The Pros and Cons of Patents
A nail technician with a good idea has a lot to weigh before she decides to patent. On the one hand, it is a way to protect her idea from duplication, and it gives her more bargaining power when it comes to licensing deals or starting her own company.
On the other hand, unless she makes a profitable licensing deal or decides to go into business for herself, she will not make a lot of money as an inventor with a patent. Patenting also leaves her vulnerable. “If you don’t have the money to defend your patent, then don’t patent your product. Keep your formulation or design a trade secret,” advises Martens, whose company been involved in patent defense lawsuits in the past. “It is very expensive to defend a patent.”
Still, Martens encourages nail technicians to follow their dreams, whether that means patenting the product and soliciting venture capital, borrowing money to start their own company (as he did), or licensing their idea to a company they respect.” Choose a company whose products or image you admire and have them sign a confidentiality agreement that they can not take your idea or share it with others before you talk with them about your design,” he says. “If it is something that is patented and will help the company achieve its goals, then it may sell.”

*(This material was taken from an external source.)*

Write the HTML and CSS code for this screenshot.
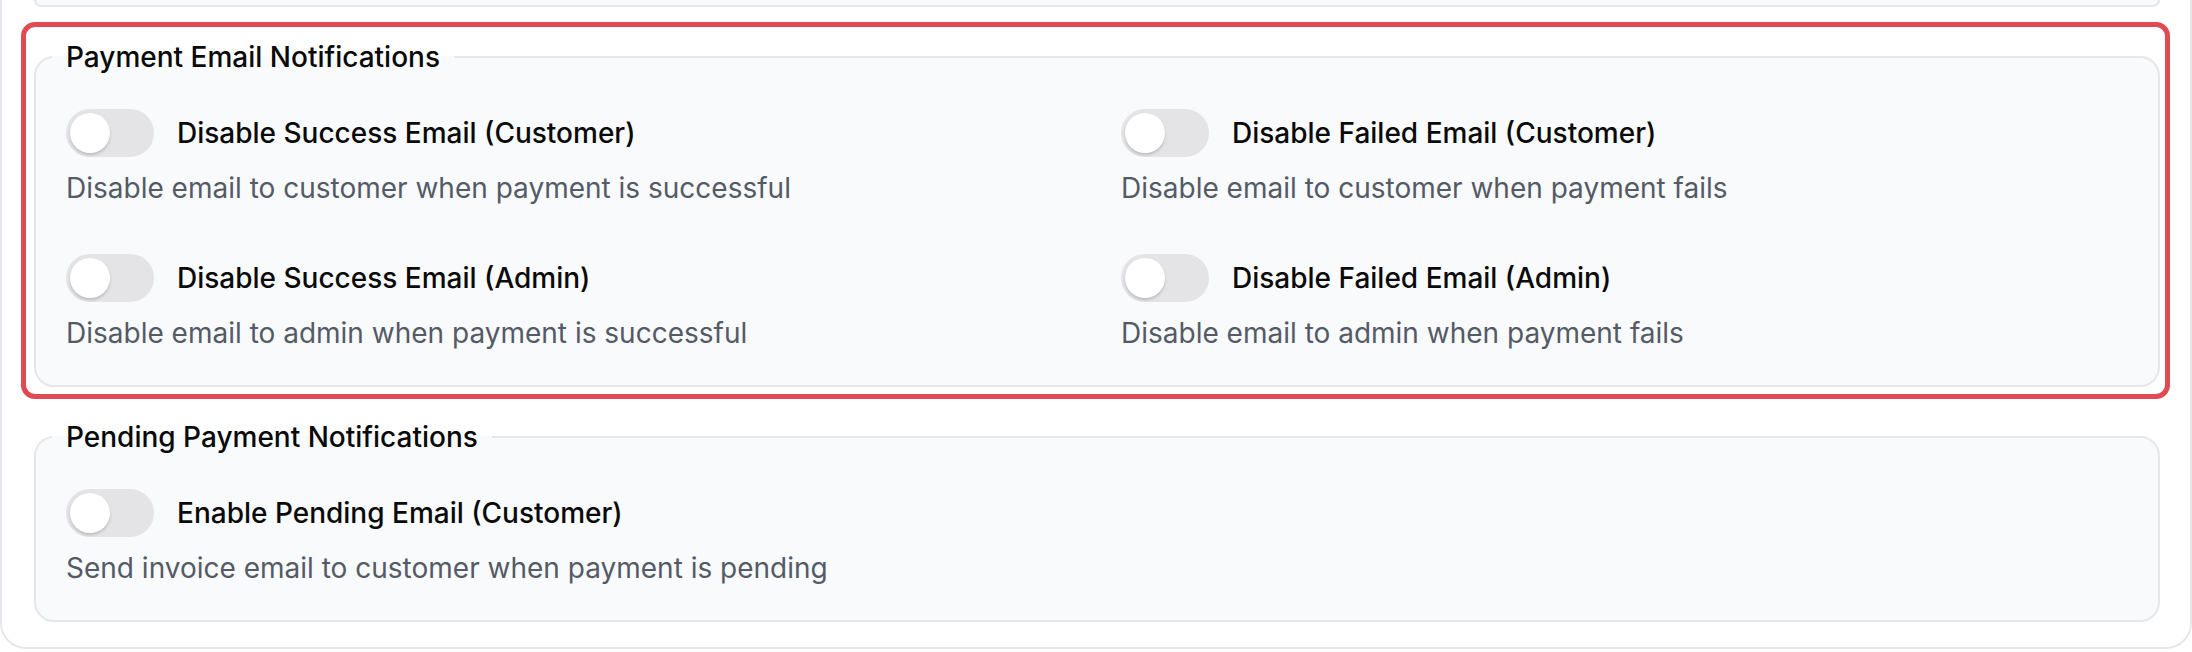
FILE: index.html
```html
<!DOCTYPE html>
<html>
<head>
    <title>Notification settings</title>
    <meta name="viewport" content="width=device-width,initial-scale=1.0">
    <link rel="stylesheet" href="styles.css">
</head>
<body>
    <div class="card">
        <div class="prev-section"></div>

        <div class="highlight">
            <fieldset class="group">
                <legend>Payment Email Notifications</legend>
                <div class="options two-col">
                    <div class="option">
                        <label class="option-head">
                            <span class="switch"><input type="checkbox"><span class="knob"></span></span>
                            <span class="option-title">Disable Success Email (Customer)</span>
                        </label>
                        <p class="option-desc">Disable email to customer when payment is successful</p>
                    </div>
                    <div class="option">
                        <label class="option-head">
                            <span class="switch"><input type="checkbox"><span class="knob"></span></span>
                            <span class="option-title">Disable Failed Email (Customer)</span>
                        </label>
                        <p class="option-desc">Disable email to customer when payment fails</p>
                    </div>
                    <div class="option">
                        <label class="option-head">
                            <span class="switch"><input type="checkbox"><span class="knob"></span></span>
                            <span class="option-title">Disable Success Email (Admin)</span>
                        </label>
                        <p class="option-desc">Disable email to admin when payment is successful</p>
                    </div>
                    <div class="option">
                        <label class="option-head">
                            <span class="switch"><input type="checkbox"><span class="knob"></span></span>
                            <span class="option-title">Disable Failed Email (Admin)</span>
                        </label>
                        <p class="option-desc">Disable email to admin when payment fails</p>
                    </div>
                </div>
            </fieldset>
        </div>

        <fieldset class="group">
            <legend>Pending Payment Notifications</legend>
            <div class="options">
                <div class="option">
                    <label class="option-head">
                        <span class="switch"><input type="checkbox"><span class="knob"></span></span>
                        <span class="option-title">Enable Pending Email (Customer)</span>
                    </label>
                    <p class="option-desc">Send invoice email to customer when payment is pending</p>
                </div>
            </div>
        </fieldset>
    </div>
</body>
</html>
```

FILE: styles.css
```css
body{
    margin: 0;
    background: #ffffff;
    font-family: "Inter", "Noto Sans", sans-serif;
    color: #0a0a0a;
}

.card{
    border: 2px solid #e5e7eb;
    border-top: 0;
    border-radius: 0 0 26px 26px;
    padding: 0 30px 25px 32px;
    background: #ffffff;
}

.prev-section{
    height: 5px;
    border: 2px solid #e5e7eb;
    border-top: 0;
    border-radius: 0 0 20px 20px;
    background: #f8fafc;
    margin-bottom: 30px;
}

.highlight{
    position: relative;
    margin-bottom: 30px;
}

/* annotation frame drawn over the first group */
.highlight:after{
    content: "";
    position: absolute;
    top: -15px;
    bottom: -12px;
    left: -13px;
    right: -10px;
    border: 5px solid #e04a52;
    border-radius: 14px;
    pointer-events: none;
}

.group{
    margin: 0;
    min-width: 0;
    padding: 32px 30px 32px 30px;
    border: 2px solid #e5e7eb;
    border-radius: 20px;
    background: #f8fafc;
}

.group legend{
    padding: 0 14px;
    margin-left: -14px;
    font-size: 28px;
    line-height: 40px;
    font-weight: 500;
    color: #0a0a0a;
}

.options{
    display: grid;
    row-gap: 46px;
}

.options.two-col{
    grid-template-columns: 1fr 1fr;
    column-gap: 48px;
}

.option-head{
    display: flex;
    align-items: center;
    gap: 23px;
    cursor: pointer;
}

.option-title{
    font-size: 28px;
    line-height: 40px;
    font-weight: 500;
    color: #0a0a0a;
}

.option-desc{
    margin: 11px 0 0;
    font-size: 28px;
    line-height: 40px;
    color: #545a66;
}

.switch{
    position: relative;
    flex: none;
    width: 88px;
    height: 48px;
    border-radius: 24px;
    background: #e4e4e7;
}

.switch input{
    position: absolute;
    opacity: 0;
    margin: 0;
    width: 100%;
    height: 100%;
}

.switch .knob{
    position: absolute;
    top: 4px;
    left: 4px;
    width: 40px;
    height: 40px;
    border-radius: 50%;
    background: #ffffff;
    box-shadow: 0 2px 3px rgba(0, 0, 0, 0.18);
}
```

Overall, it takes a lot of time, patience and resources to get your invention patented. It is up to you to decide whether the effort is worth your time and investment. However, many nail technicians and nail companies who have traveled down that road say it is worth it, including Fojon. And she encourages other nail technicians to be like-minded: “If any nail technician has a product idea that can elevate the quality of the products in our industry or can make the quality of the nail business better overall, then she shouldn’t hold back from getting a patent.”